Volvo Trucks' autonomous vehicle, Vera, at a port in Gothenburg, SwedenVera, Volvo Trucks‘ electric, connected and autonomous vehicle, has been tapped to transport goods from a logistics center to a port terminal in Gothenburg, Sweden – the result of a new collaboration between Volvo Trucks and ferry and logistics company DFDS.

The purpose of the collaboration is to implement Vera in a real application, enabling a connected system for a continuous flow of goods, from a DFDS’ logistics centre to an APM terminal in the port, for distribution across the world.

“Autonomous transports with low noise levels and zero exhaust emissions have an important role to play in the future of logistics, and will benefit both business and society. We see this collaboration as an important start and want to drive progress in this area,” says Mikael Karlsson, Vice President Autonomous Solutions at Volvo Trucks.
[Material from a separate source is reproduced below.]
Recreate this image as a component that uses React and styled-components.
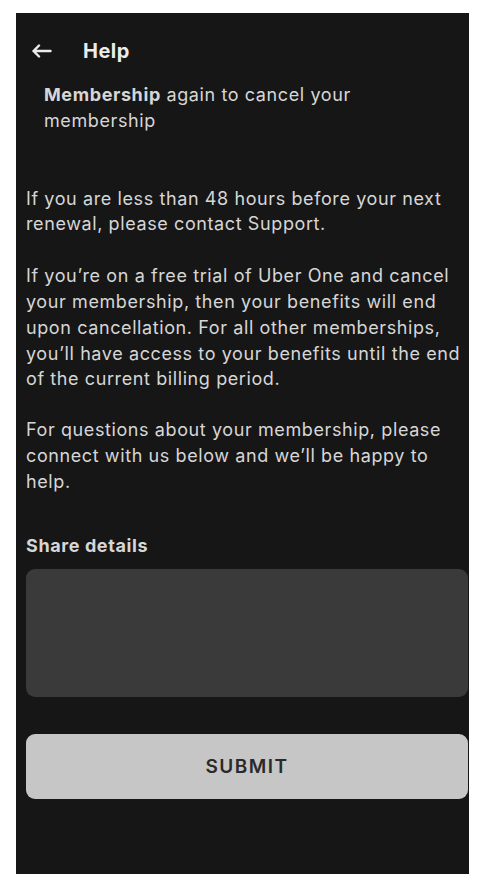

Volvo Trucks presented its first electric, connected and autonomous solution, designed for low-speed repetitive assignments in logistics hubs, factories and ports last year. Vera is suited for short distances, transporting large volumes of goods with high precision.

The autonomous system is monitored by an operator in a control tower who is also responsible for the transport. The purpose is to enable a seamless and constant flow responsive to demands on greater efficiency, flexibility and sustainability. The collaboration with DFDS is a first step towards implementing Vera in a real transport assignment on pre-defined public roads in an industrial area.

“This collaboration will help us develop an efficient, flexible and sustainable long-term solution for receiving autonomous vehicles arriving at our gates, benefitting our customers, the environment and our business,” says Torben Carlsen, CEO of DFDS.

The autonomous system will be further developed in terms of technology, operations management and infrastructure adaptations, before it can be fully operational. Moreover, necessary safety precautions will be taken to meet societal requirements for a safe path towards autonomous transports.